A series of short posts, focusing on the challenges of teaching all students successfully, informed by lesson observations.
Sitting in the corners, trying to get a sense of what it's like for the student next to me to follow the lesson discourse, engage, connect and learn.... I'm often reminded of my friend and colleague Oliver Caviglioli's assertion that much if not all of cognitive load theory boils down to the problem of transience: information presented so fleetingly that's hard to hold onto; our working memory can't process it fast enough before it's gone.
This links to the issues explored in this post;
I see this played out time and time again and I think it could be something teachers were much more explicitly conscious of. There are two common scenarios:
1. Verbal transience: words said are immediately in the past. We have to have heard them and begun to process them there and then if we're to remember them. It's possible for one student or a teacher to give an answer and for the next student immediately to have forgotten what was said - at least, it was processed so tenuously that it feels forgotten. This is why I never remember people's names when they're introduced to me. Transience. The classic 'in one ear and out the other' situation! It's not a trivial matter; it's common and predicable.

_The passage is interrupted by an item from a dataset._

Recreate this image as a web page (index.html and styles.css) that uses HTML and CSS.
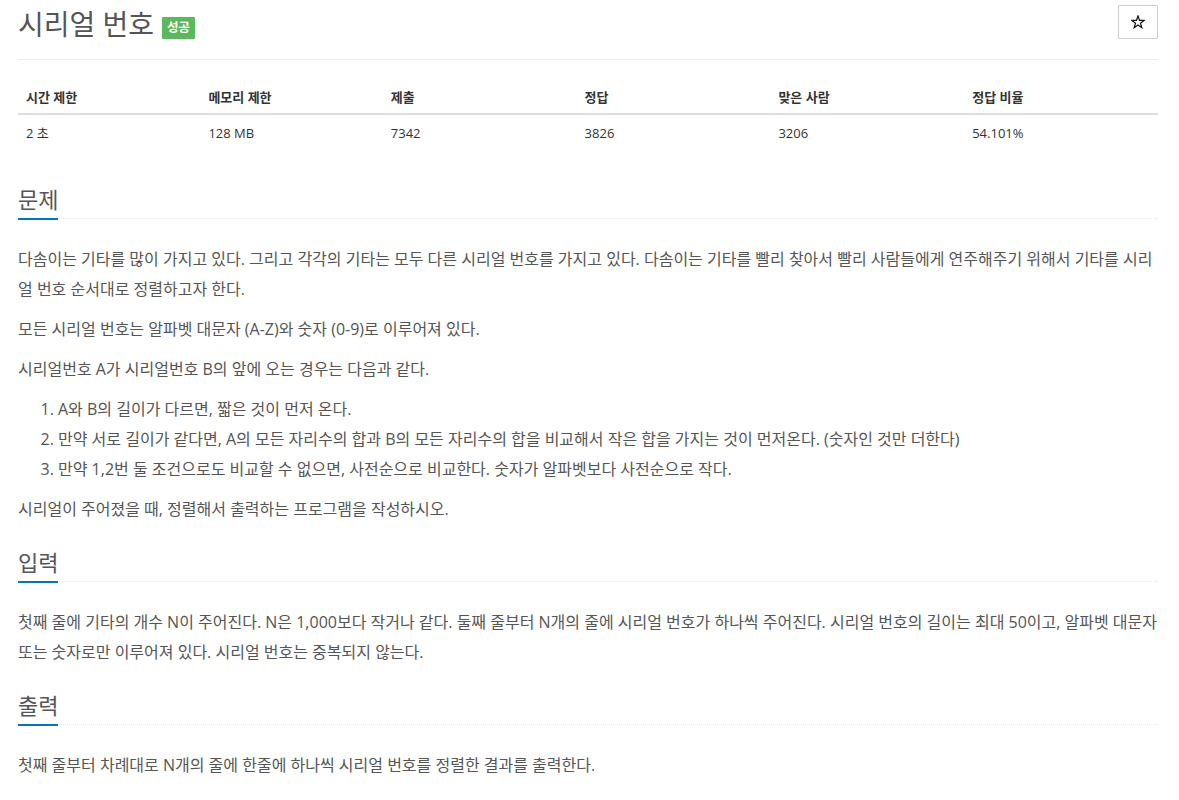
FILE: index.html
```html
<!DOCTYPE html>
<html lang="ko">
<head>
<meta charset="utf-8">
<title>시리얼 번호</title>
<link rel="stylesheet" href="styles.css">
</head>
<body>
<div class="container">
  <div class="page-header">
    <h1 class="title">시리얼 번호 <span class="label-success">성공</span></h1>
    <button class="star-btn" type="button" aria-label="즐겨찾기">
      <svg class="star-icon" width="14" height="14" viewBox="0 0 14 14" aria-hidden="true">
        <path d="M7 0.9 L8.53 5.3 L13.18 5.39 L9.47 8.2 L10.82 12.66 L7 10 L3.18 12.66 L4.53 8.2 L0.82 5.39 L5.47 5.3 Z" fill="none" stroke="#111" stroke-width="1.2" stroke-linejoin="miter"/>
      </svg>
    </button>
  </div>

  <table class="info-table">
    <thead>
      <tr>
        <th class="w16">시간 제한</th>
        <th class="w16">메모리 제한</th>
        <th class="w17">제출</th>
        <th class="w17">정답</th>
        <th class="w17">맞은 사람</th>
        <th class="w17">정답 비율</th>
      </tr>
    </thead>
    <tbody>
      <tr>
        <td>2 초</td>
        <td>128 MB</td>
        <td>7342</td>
        <td>3826</td>
        <td>3206</td>
        <td>54.101%</td>
      </tr>
    </tbody>
  </table>

  <section class="problem-section">
    <div class="headline"><h2>문제</h2></div>
    <div class="problem-text">
      <p>다솜이는 기타를 많이 가지고 있다. 그리고 각각의 기타는 모두 다른 시리얼 번호를 가지고 있다. 다솜이는 기타를 빨리 찾아서 빨리 사람들에게 연주해주기 위해서 기타를 시리얼 번호 순서대로 정렬하고자 한다.</p>
      <p>모든 시리얼 번호는 알파벳 대문자 (A-Z)와 숫자 (0-9)로 이루어져 있다.</p>
      <p>시리얼번호 A가 시리얼번호 B의 앞에 오는 경우는 다음과 같다.</p>
      <ol>
        <li>A와 B의 길이가 다르면, 짧은 것이 먼저 온다.</li>
        <li>만약 서로 길이가 같다면, A의 모든 자리수의 합과 B의 모든 자리수의 합을 비교해서 작은 합을 가지는 것이 먼저온다. (숫자인 것만 더한다)</li>
        <li>만약 1,2번 둘 조건으로도 비교할 수 없으면, 사전순으로 비교한다. 숫자가 알파벳보다 사전순으로 작다.</li>
      </ol>
      <p>시리얼이 주어졌을 때, 정렬해서 출력하는 프로그램을 작성하시오.</p>
    </div>
  </section>

  <section class="problem-section">
    <div class="headline"><h2>입력</h2></div>
    <div class="problem-text">
      <p>첫째 줄에 기타의 개수 N이 주어진다. N은 1,000보다 작거나 같다. 둘째 줄부터 N개의 줄에 시리얼 번호가 하나씩 주어진다. 시리얼 번호의 길이는 최대 50이고, 알파벳 대문자 또는 숫자로만 이루어져 있다. 시리얼 번호는 중복되지 않는다.</p>
    </div>
  </section>

  <section class="problem-section">
    <div class="headline"><h2>출력</h2></div>
    <div class="problem-text">
      <p>첫째 줄부터 차례대로 N개의 줄에 한줄에 하나씩 시리얼 번호를 정렬한 결과를 출력한다.</p>
    </div>
  </section>
</div>
</body>
</html>
```

FILE: styles.css
```css
html, body {
  margin: 0;
  padding: 0;
  background: #fff;
}

body {
  font-family: "Open Sans", "Noto Sans CJK KR", sans-serif;
  color: #555;
  font-size: 16px;
}

.container {
  width: 1140px;
  padding: 0 21px 0 18px;
}

.page-header {
  display: flex;
  justify-content: space-between;
  align-items: flex-start;
  border-bottom: 1px solid #eee;
  padding-bottom: 11px;
}

.title {
  margin: 0;
  font-size: 28px;
  font-weight: 400;
  line-height: 48px;
  color: #555;
  display: flex;
  align-items: center;
}

.label-success {
  display: inline-block;
  margin-left: 8px;
  margin-top: 8px;
  background: #5cb85c;
  color: #fff;
  font-size: 12.5px;
  font-weight: 700;
  line-height: 14px;
  padding: 4px 5px;
  border-radius: 1px;
}

.star-btn {
  margin-top: 5px;
  width: 40px;
  height: 34px;
  border: 1px solid #ccc;
  background: #fff;
  padding: 0;
  border-radius: 1px;
  display: flex;
  align-items: center;
  justify-content: center;
}

.star-icon {
  display: block;
}

.info-table {
  width: 100%;
  border-collapse: collapse;
  margin: 19px 0 20px;
  font-size: 13px;
  color: #333;
}

.info-table th,
.info-table td {
  text-align: left;
  padding: 8px;
  line-height: 20px;
}

.info-table th {
  font-weight: 700;
  padding-bottom: 6px;
  border-bottom: 2px solid #ddd;
}

.w16 { width: 16%; }
.w17 { width: 17%; }

.problem-section {
  display: flow-root;
}

.headline {
  margin: 17px 0 25px;
  border-bottom: 1px dotted #e4e9f0;
}

.headline h2 {
  display: inline-block;
  margin: 0 0 -2px;
  padding-bottom: 7px;
  font-size: 22px;
  line-height: 23px;
  font-weight: 400;
  color: #555;
  border-bottom: 2px solid #0076c0;
}

.problem-text p {
  margin: 0 0 10px;
  line-height: 30px;
}

.problem-text ol {
  margin: 0 0 10px;
  padding-left: 40px;
  line-height: 30px;
}
```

The solutions are simple enough:
a) repetition: The more ideas are repeated, especially when students themselves are doing the repeating, the easier it is to hold on to what's being said. Teachers should make it routine to repeat what is being said, verbally underlining key ideas that are spoken and inviting students to repeat things back to themselves or the class or their partner. Simply running through the steps, the labels, the key points, talking things through, helps to encode. Don't assume that things being said will be remembered. Chances are they won't be.
b) written reinforcement. Write the words down that matter. Use the static, non-transient nature of notes or text, pre-prepared or spontaneously generated, to anchor the verbal discussion.

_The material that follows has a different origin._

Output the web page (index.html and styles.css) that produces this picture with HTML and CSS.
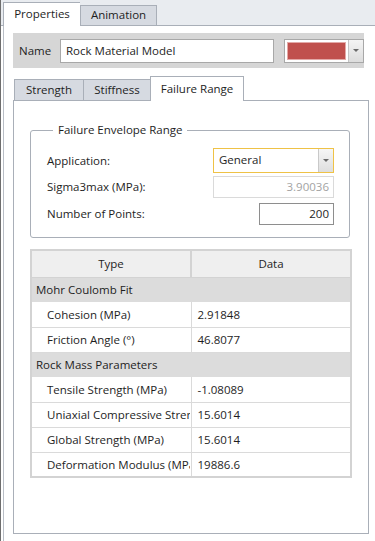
FILE: index.html
```html
<!DOCTYPE html>
<html lang="en">
<head>
    <meta charset="UTF-8">
    <meta name="viewport" content="width=device-width, initial-scale=1.0">
    <title>Rock Material Model</title>
    <link rel="stylesheet" href="styles.css">
</head>
<body>
    <div class="window">
        <div class="top-tabs">
            <div class="top-tab active">Properties</div>
            <div class="top-tab">Animation</div>
        </div>

        <div class="props-panel">
            <div class="name-band">
                <span class="name-label">Name</span>
                <div class="name-input">Rock Material Model</div>
                <div class="color-pick">
                    <div class="swatch-box"><div class="swatch"></div></div>
                    <div class="drop-btn"><span class="caret"></span></div>
                </div>
            </div>

            <div class="sub-tabs">
                <div class="sub-tab">Strength</div>
                <div class="sub-tab">Stiffness</div>
                <div class="sub-tab active">Failure Range</div>
            </div>

            <div class="sub-panel">
                <fieldset class="group">
                    <legend>Failure Envelope Range</legend>
                    <div class="field-row">
                        <span class="field-label">Application:</span>
                        <div class="combo">
                            <span class="combo-text">General</span>
                            <span class="combo-btn"><span class="caret"></span></span>
                        </div>
                    </div>
                    <div class="field-row">
                        <span class="field-label">Sigma3max (MPa):</span>
                        <div class="text-box disabled">3.90036</div>
                    </div>
                    <div class="field-row">
                        <span class="field-label">Number of Points:</span>
                        <div class="text-box short">200</div>
                    </div>
                </fieldset>

                <table class="grid">
                    <thead>
                        <tr><th>Type</th><th>Data</th></tr>
                    </thead>
                    <tbody>
                        <tr class="group-row"><td colspan="2">Mohr Coulomb Fit</td></tr>
                        <tr><td class="name-cell">Cohesion (MPa)</td><td>2.91848</td></tr>
                        <tr><td class="name-cell">Friction Angle (°)</td><td>46.8077</td></tr>
                        <tr class="group-row"><td colspan="2">Rock Mass Parameters</td></tr>
                        <tr><td class="name-cell">Tensile Strength (MPa)</td><td>-1.08089</td></tr>
                        <tr><td class="name-cell"><span class="clip">Uniaxial Compressive Strength (MPa)</span></td><td>15.6014</td></tr>
                        <tr><td class="name-cell">Global Strength (MPa)</td><td>15.6014</td></tr>
                        <tr><td class="name-cell"><span class="clip">Deformation Modulus (MPa)</span></td><td>19886.6</td></tr>
                    </tbody>
                </table>
            </div>
        </div>
    </div>
</body>
</html>
```

FILE: styles.css
```css
* {
    margin: 0;
    padding: 0;
    box-sizing: border-box;
}

body {
    font-family: 'Open Sans', 'Noto Sans', sans-serif;
    font-size: 11.5px;
    color: #1e1e1e;
    background: #ffffff;
}

.window {
    width: 375px;
    height: 541px;
    overflow: hidden;
    border-left: 1px solid #6e6e6e;
}

/* 上のタブ */
.top-tabs {
    height: 26px;
    background: #e9ecf0;
    border-bottom: 1px solid #a9afb8;
    display: flex;
    align-items: flex-end;
    padding-left: 2px;
}

.top-tab {
    height: 20px;
    line-height: 18px;
    background: #d6dae1;
    border: 1px solid #a9afb8;
    border-bottom: none;
    width: 77px;
    text-align: center;
    white-space: nowrap;
}

.top-tab.active {
    height: 24px;
    line-height: 21px;
    background: #ffffff;
    margin-bottom: -1px;
    border-right: none;
}

.props-panel {
    height: 515px;
    margin-left: 2px;
    border-left: 1px solid #b9bec6;
    padding: 7px 0 0 9px;
}

.name-band {
    width: 351px;
    height: 35px;
    background: #d6d6d6;
    display: flex;
    align-items: center;
    padding-left: 6px;
}

.name-label {
    width: 41px;
}

.name-input {
    width: 214px;
    height: 24px;
    background: #ffffff;
    border: 1px solid #a8a8a8;
    padding-left: 5px;
    line-height: 21px;
}

.color-pick {
    margin-left: 10px;
    width: 80px;
    height: 24px;
    display: flex;
    border: 1px solid #a8a8a8;
    background: #ffffff;
}

.swatch-box {
    flex: 1;
    padding: 2px;
}

.swatch {
    height: 100%;
    background: #c0504d;
    border: 1px solid #e3a9a7;
}

.drop-btn {
    width: 15px;
    border-left: 1px solid #c4c4c4;
    background: linear-gradient(#f4f4f4, #dcdcdc);
    display: flex;
    align-items: center;
    justify-content: center;
}

.caret {
    width: 0;
    height: 0;
    border-left: 3px solid transparent;
    border-right: 3px solid transparent;
    border-top: 3px solid #6a6a6a;
}

/* 下のタブ */
.sub-tabs {
    margin-top: 7px;
    height: 25px;
    display: flex;
    align-items: flex-end;
    padding-left: 1px;
}

.sub-tab {
    height: 21px;
    line-height: 20px;
    text-align: center;
    background: #d6dae1;
    border: 1px solid #a9afb8;
    border-bottom: none;
    border-right: none;
    white-space: nowrap;
}

.sub-tab:nth-child(1) {
    width: 69px;
}

.sub-tab:nth-child(2) {
    width: 67px;
}

.sub-tab.active {
    height: 25px;
    line-height: 24px;
    width: 94px;
    background: #ffffff;
    border-right: 1px solid #a9afb8;
    margin-bottom: -1px;
    position: relative;
}

.sub-panel {
    width: 356px;
    height: 434px;
    border: 1px solid #a9afb8;
    padding: 22px 0 0 16px;
}

.group {
    width: 320px;
    height: 115px;
    border: 1px solid #a9afb8;
    border-radius: 3px;
    padding: 0 15px 0 16px;
}

.group legend {
    margin-left: 6px;
    padding: 0 4px 0 5px;
    line-height: 14px;
}

.field-row {
    display: flex;
    align-items: center;
    justify-content: space-between;
    height: 25px;
}

.field-row:first-of-type {
    margin-top: 11px;
}

.field-row + .field-row {
    margin-top: 1px;
}

.field-row:last-child {
    margin-top: 2px;
}

.combo {
    width: 121px;
    height: 25px;
    border: 1px solid #efc246;
    display: flex;
    background: #ffffff;
}

.combo-text {
    flex: 1;
    padding-left: 5px;
    line-height: 22px;
}

.combo-btn {
    width: 15px;
    border-left: 1px solid #c9c9c9;
    background: linear-gradient(#f6f6f6, #dedede);
    display: flex;
    align-items: center;
    justify-content: center;
}

.text-box {
    width: 121px;
    height: 22px;
    border: 1px solid #8e8e8e;
    text-align: right;
    padding-right: 4px;
    line-height: 20px;
}

.text-box.disabled {
    border-color: #dadada;
    color: #a3a3a3;
}

.text-box.short {
    width: 75px;
}

/* 表 */
.grid {
    margin-top: 11px;
    width: 322px;
    border-collapse: collapse;
    border: 2px solid #d3d3d3;
    table-layout: fixed;
}

.grid th {
    height: 27px;
    background: #efefef;
    font-weight: normal;
    border-right: 2px solid #d3d3d3;
    border-bottom: 1px solid #d3d3d3;
}

.grid td {
    height: 25px;
    padding: 0 0 0 6px;
    border-bottom: 1px solid #dadada;
    border-right: 1px solid #dadada;
    white-space: nowrap;
    overflow: hidden;
}

.grid td.name-cell {
    padding-left: 15px;
}

.clip {
    display: block;
    overflow: hidden;
    width: 143px;
}

.grid .group-row td {
    background: #dcdcdc;
    padding-left: 4px;
    border-bottom: none;
}
```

2. Visual Transience. It's very common for teachers to whizz through slides before students have had a chance to fully absorb the information on them. This nearly always happens when people give presentations with text: Read through the quotation.. ... You're only part-way through and the teacher /presenter has already started talking. This is particularly problematic with worked examples - eg in maths or science. The teacher says 'how does this example compare to the previous one?' But we can't tell because the previous one has gone.. it's on the last slide that we can't see anymore and it's really hard to remember.
The solution is to remove transience whenever possible.
a) show related examples side by side. Keep examples in a given sequence in view as you explore new ones. Let students see all the examples together, aligned to see the pattern, kept static so there's the opportunity to focus attention on the meaning, without students struggling to recall hazy details.
b) extensively use of static visual aids. Visual aids can be diagrams or graphic organisers such as tables and flow charts.. Sometimes students have them but teachers just assume students know how to use them - and they don't. It's helpful to rehearse by inviting students to seek out the information and read it our or to use the diagrams as a scaffold to explain things as they talk them through in pairs - anything that gives them time to engage, encode, rehearse.. before the information disappears.